▶ **PROBLEM DESCRIPTION**:
Exactly repeat the material, dropping every picture from the copy.

#### GIVEN MATERIAL

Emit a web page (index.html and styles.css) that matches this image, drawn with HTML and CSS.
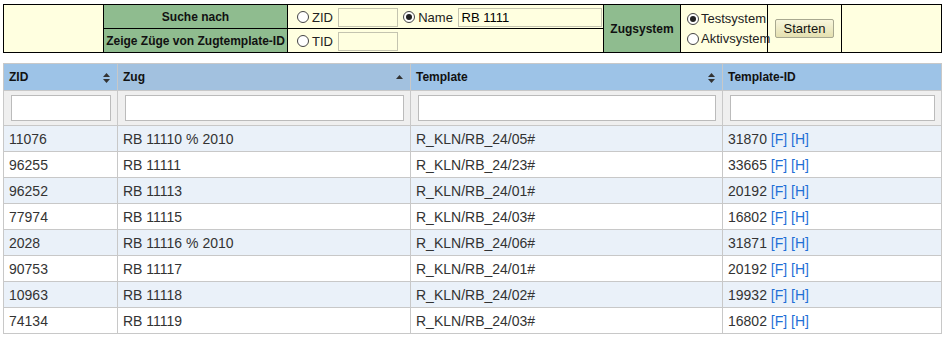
FILE: index.html
```html
<!DOCTYPE html>
<html lang="de">

<head>
    <meta charset="UTF-8">
    <title>Zugsuche</title>
    <link rel="stylesheet" href="styles.css">
</head>

<body>
    <table class="search">
        <colgroup>
            <col style="width: 100px">
            <col style="width: 184px">
            <col style="width: 316px">
            <col style="width: 77px">
            <col style="width: 87px">
            <col style="width: 74px">
            <col style="width: 100px">
        </colgroup>
        <tr>
            <td rowspan="2"></td>
            <td class="label">Suche nach</td>
            <td class="choice">
                <label class="opt"><input type="radio" name="mode">ZID</label>
                <input type="text" class="field small">
                <label class="opt name-opt"><input type="radio" name="mode" checked>Name</label>
                <input type="text" class="field wide" value="RB 1111">
            </td>
            <td class="label" rowspan="2">Zugsystem</td>
            <td class="system" rowspan="2">
                <label class="opt"><input type="radio" name="sys" checked>Testsystem</label>
                <label class="opt"><input type="radio" name="sys">Aktivsystem</label>
            </td>
            <td class="start" rowspan="2"><button>Starten</button></td>
            <td rowspan="2"></td>
        </tr>
        <tr>
            <td class="label">Zeige Züge von Zugtemplate-ID</td>
            <td class="choice">
                <label class="opt"><input type="radio" name="mode">TID</label>
                <input type="text" class="field small">
            </td>
        </tr>
    </table>

    <table class="results">
        <colgroup>
            <col style="width: 114px">
            <col style="width: 293px">
            <col style="width: 312px">
            <col style="width: 219px">
        </colgroup>
        <thead>
            <tr class="head">
                <th><span>ZID</span><svg class="sort" width="7" height="10" viewBox="0 0 7 10"><path d="M3.5 0 L7 4 L0 4 Z M0 6 L7 6 L3.5 10 Z" /></svg></th>
                <th class="sorted"><span>Zug</span><svg class="sort" width="7" height="10" viewBox="0 0 7 10"><path d="M3.5 2 L7 6 L0 6 Z" /></svg></th>
                <th><span>Template</span><svg class="sort" width="7" height="10" viewBox="0 0 7 10"><path d="M3.5 0 L7 4 L0 4 Z M0 6 L7 6 L3.5 10 Z" /></svg></th>
                <th><span>Template-ID</span></th>
            </tr>
            <tr class="filter">
                <td><input type="text"></td>
                <td><input type="text"></td>
                <td><input type="text"></td>
                <td><input type="text"></td>
            </tr>
        </thead>
        <tbody id="rows"></tbody>
    </table>

    <script>
        const trains = [
            ['11076', 'RB 11110 % 2010', 'R_KLN/RB_24/05#', '31870'],
            ['96255', 'RB 11111', 'R_KLN/RB_24/23#', '33665'],
            ['96252', 'RB 11113', 'R_KLN/RB_24/01#', '20192'],
            ['77974', 'RB 11115', 'R_KLN/RB_24/03#', '16802'],
            ['2028', 'RB 11116 % 2010', 'R_KLN/RB_24/06#', '31871'],
            ['90753', 'RB 11117', 'R_KLN/RB_24/01#', '20192'],
            ['10963', 'RB 11118', 'R_KLN/RB_24/02#', '19932'],
            ['74134', 'RB 11119', 'R_KLN/RB_24/03#', '16802']
        ];

        const rows = document.getElementById('rows');
        trains.forEach(train => {
            const tr = document.createElement('tr');
            tr.innerHTML = `<td>${train[0]}</td><td>${train[1]}</td><td>${train[2]}</td>` +
                `<td>${train[3]} <a href="#">[F]</a> <a href="#">[H]</a></td>`;
            rows.appendChild(tr);
        });
    </script>
</body>

</html>
```

FILE: styles.css
```css
* {
    box-sizing: border-box;
}

body {
    margin: 3px;
    font-family: 'Liberation Sans', Arial, sans-serif;
    color: #222;
    background-color: white;
}

table {
    border-collapse: collapse;
    table-layout: fixed;
    width: 938px;
}

/* Search bar */

.search {
    border: 1px solid #000;
    margin-top: 1px;
}

.search td {
    background-color: #ffffe0;
    border: 1px solid #000;
    height: 24px;
    padding: 0;
    font-size: 13px;
    white-space: nowrap;
}

.search .label {
    background-color: #8fbc8f;
    font-size: 12px;
    font-weight: bold;
    text-align: center;
    color: #111;
}

.search .choice {
    padding-left: 9px;
    line-height: 19px;
}

.choice .opt {
    display: inline-flex;
    align-items: center;
    vertical-align: middle;
}

.name-opt {
    margin-left: 2px;
}

.opt input {
    appearance: none;
    width: 12px;
    height: 12px;
    margin: 0 3px 0 0;
    border: 1px solid #444;
    border-radius: 50%;
    background-color: #fff;
    position: relative;
    flex: none;
}

.opt input:checked::after {
    content: '';
    position: absolute;
    left: 2px;
    top: 2px;
    width: 6px;
    height: 6px;
    border-radius: 50%;
    background-color: #222;
}

.field {
    height: 19px;
    border: 1px solid #c4c4b0;
    background-color: #ffffe0;
    font-family: 'Liberation Sans', Arial, sans-serif;
    font-size: 13px;
    padding: 0 3px;
    vertical-align: middle;
    margin: 0 0 0 1px;
}

.field.small {
    width: 60px;
}

.field.wide {
    width: 144px;
}

.search .system {
    padding-left: 6px;
}

.system .opt {
    display: flex;
    align-items: center;
    line-height: 20px;
}

.system .opt input {
    margin-right: 2px;
}

.start {
    text-align: center;
}

.start button {
    width: 59px;
    height: 19px;
    padding: 0;
    font-family: 'Liberation Sans', Arial, sans-serif;
    font-size: 13px;
    color: #111;
    border: 1px solid #a8a890;
    border-radius: 2px;
    background: linear-gradient(#f8f6dc, #e4e0b0);
}

/* Result table */

.results {
    margin-top: 10px;
    border: 1px solid #c8c8c8;
}

.results th,
.results td {
    border: 1px solid #c8c8c8;
    text-align: left;
}

.head th {
    background-color: #9dc3e7;
    font-size: 12px;
    font-weight: bold;
    height: 27px;
    padding: 0 6px 0 5px;
    color: #111;
    position: relative;
}

.head th.sorted {
    background-color: #a2c1df;
}

.sort {
    position: absolute;
    right: 7px;
    top: 9px;
    fill: #333;
}

.filter td {
    background-color: #efefef;
    height: 35px;
    padding: 0 6px 0 7px;
}

.filter input {
    width: 100%;
    height: 26px;
    border: 1px solid #bbb;
    background-color: #fff;
    display: block;
}

.results tbody td {
    height: 26px;
    padding: 0 5px;
    font-size: 14px;
    color: #333;
}

.results tbody tr:nth-child(odd) td {
    background-color: #eaf1f9;
}

.results a {
    color: #1f6fd6;
    text-decoration: none;
}
```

########

▶ **THE COMPLETED TASK**:
Emit a web page (index.html and styles.css) that matches this image, drawn with HTML and CSS.
FILE: index.html
```html
<!DOCTYPE html>
<html lang="de">

<head>
    <meta charset="UTF-8">
    <title>Zugsuche</title>
    <link rel="stylesheet" href="styles.css">
</head>

<body>
    <table class="search">
        <colgroup>
            <col style="width: 100px">
            <col style="width: 184px">
            <col style="width: 316px">
            <col style="width: 77px">
            <col style="width: 87px">
            <col style="width: 74px">
            <col style="width: 100px">
        </colgroup>
        <tr>
            <td rowspan="2"></td>
            <td class="label">Suche nach</td>
            <td class="choice">
                <label class="opt"><input type="radio" name="mode">ZID</label>
                <input type="text" class="field small">
                <label class="opt name-opt"><input type="radio" name="mode" checked>Name</label>
                <input type="text" class="field wide" value="RB 1111">
            </td>
            <td class="label" rowspan="2">Zugsystem</td>
            <td class="system" rowspan="2">
                <label class="opt"><input type="radio" name="sys" checked>Testsystem</label>
                <label class="opt"><input type="radio" name="sys">Aktivsystem</label>
            </td>
            <td class="start" rowspan="2"><button>Starten</button></td>
            <td rowspan="2"></td>
        </tr>
        <tr>
            <td class="label">Zeige Züge von Zugtemplate-ID</td>
            <td class="choice">
                <label class="opt"><input type="radio" name="mode">TID</label>
                <input type="text" class="field small">
            </td>
        </tr>
    </table>

    <table class="results">
        <colgroup>
            <col style="width: 114px">
            <col style="width: 293px">
            <col style="width: 312px">
            <col style="width: 219px">
        </colgroup>
        <thead>
            <tr class="head">
                <th><span>ZID</span><svg class="sort" width="7" height="10" viewBox="0 0 7 10"><path d="M3.5 0 L7 4 L0 4 Z M0 6 L7 6 L3.5 10 Z" /></svg></th>
                <th class="sorted"><span>Zug</span><svg class="sort" width="7" height="10" viewBox="0 0 7 10"><path d="M3.5 2 L7 6 L0 6 Z" /></svg></th>
                <th><span>Template</span><svg class="sort" width="7" height="10" viewBox="0 0 7 10"><path d="M3.5 0 L7 4 L0 4 Z M0 6 L7 6 L3.5 10 Z" /></svg></th>
                <th><span>Template-ID</span></th>
            </tr>
            <tr class="filter">
                <td><input type="text"></td>
                <td><input type="text"></td>
                <td><input type="text"></td>
                <td><input type="text"></td>
            </tr>
        </thead>
        <tbody id="rows"></tbody>
    </table>

    <script>
        const trains = [
            ['11076', 'RB 11110 % 2010', 'R_KLN/RB_24/05#', '31870'],
            ['96255', 'RB 11111', 'R_KLN/RB_24/23#', '33665'],
            ['96252', 'RB 11113', 'R_KLN/RB_24/01#', '20192'],
            ['77974', 'RB 11115', 'R_KLN/RB_24/03#', '16802'],
            ['2028', 'RB 11116 % 2010', 'R_KLN/RB_24/06#', '31871'],
            ['90753', 'RB 11117', 'R_KLN/RB_24/01#', '20192'],
            ['10963', 'RB 11118', 'R_KLN/RB_24/02#', '19932'],
            ['74134', 'RB 11119', 'R_KLN/RB_24/03#', '16802']
        ];

        const rows = document.getElementById('rows');
        trains.forEach(train => {
            const tr = document.createElement('tr');
            tr.innerHTML = `<td>${train[0]}</td><td>${train[1]}</td><td>${train[2]}</td>` +
                `<td>${train[3]} <a href="#">[F]</a> <a href="#">[H]</a></td>`;
            rows.appendChild(tr);
        });
    </script>
</body>

</html>
```

FILE: styles.css
```css
* {
    box-sizing: border-box;
}

body {
    margin: 3px;
    font-family: 'Liberation Sans', Arial, sans-serif;
    color: #222;
    background-color: white;
}

table {
    border-collapse: collapse;
    table-layout: fixed;
    width: 938px;
}

/* Search bar */

.search {
    border: 1px solid #000;
    margin-top: 1px;
}

.search td {
    background-color: #ffffe0;
    border: 1px solid #000;
    height: 24px;
    padding: 0;
    font-size: 13px;
    white-space: nowrap;
}

.search .label {
    background-color: #8fbc8f;
    font-size: 12px;
    font-weight: bold;
    text-align: center;
    color: #111;
}

.search .choice {
    padding-left: 9px;
    line-height: 19px;
}

.choice .opt {
    display: inline-flex;
    align-items: center;
    vertical-align: middle;
}

.name-opt {
    margin-left: 2px;
}

.opt input {
    appearance: none;
    width: 12px;
    height: 12px;
    margin: 0 3px 0 0;
    border: 1px solid #444;
    border-radius: 50%;
    background-color: #fff;
    position: relative;
    flex: none;
}

.opt input:checked::after {
    content: '';
    position: absolute;
    left: 2px;
    top: 2px;
    width: 6px;
    height: 6px;
    border-radius: 50%;
    background-color: #222;
}

.field {
    height: 19px;
    border: 1px solid #c4c4b0;
    background-color: #ffffe0;
    font-family: 'Liberation Sans', Arial, sans-serif;
    font-size: 13px;
    padding: 0 3px;
    vertical-align: middle;
    margin: 0 0 0 1px;
}

.field.small {
    width: 60px;
}

.field.wide {
    width: 144px;
}

.search .system {
    padding-left: 6px;
}

.system .opt {
    display: flex;
    align-items: center;
    line-height: 20px;
}

.system .opt input {
    margin-right: 2px;
}

.start {
    text-align: center;
}

.start button {
    width: 59px;
    height: 19px;
    padding: 0;
    font-family: 'Liberation Sans', Arial, sans-serif;
    font-size: 13px;
    color: #111;
    border: 1px solid #a8a890;
    border-radius: 2px;
    background: linear-gradient(#f8f6dc, #e4e0b0);
}

/* Result table */

.results {
    margin-top: 10px;
    border: 1px solid #c8c8c8;
}

.results th,
.results td {
    border: 1px solid #c8c8c8;
    text-align: left;
}

.head th {
    background-color: #9dc3e7;
    font-size: 12px;
    font-weight: bold;
    height: 27px;
    padding: 0 6px 0 5px;
    color: #111;
    position: relative;
}

.head th.sorted {
    background-color: #a2c1df;
}

.sort {
    position: absolute;
    right: 7px;
    top: 9px;
    fill: #333;
}

.filter td {
    background-color: #efefef;
    height: 35px;
    padding: 0 6px 0 7px;
}

.filter input {
    width: 100%;
    height: 26px;
    border: 1px solid #bbb;
    background-color: #fff;
    display: block;
}

.results tbody td {
    height: 26px;
    padding: 0 5px;
    font-size: 14px;
    color: #333;
}

.results tbody tr:nth-child(odd) td {
    background-color: #eaf1f9;
}

.results a {
    color: #1f6fd6;
    text-decoration: none;
}
```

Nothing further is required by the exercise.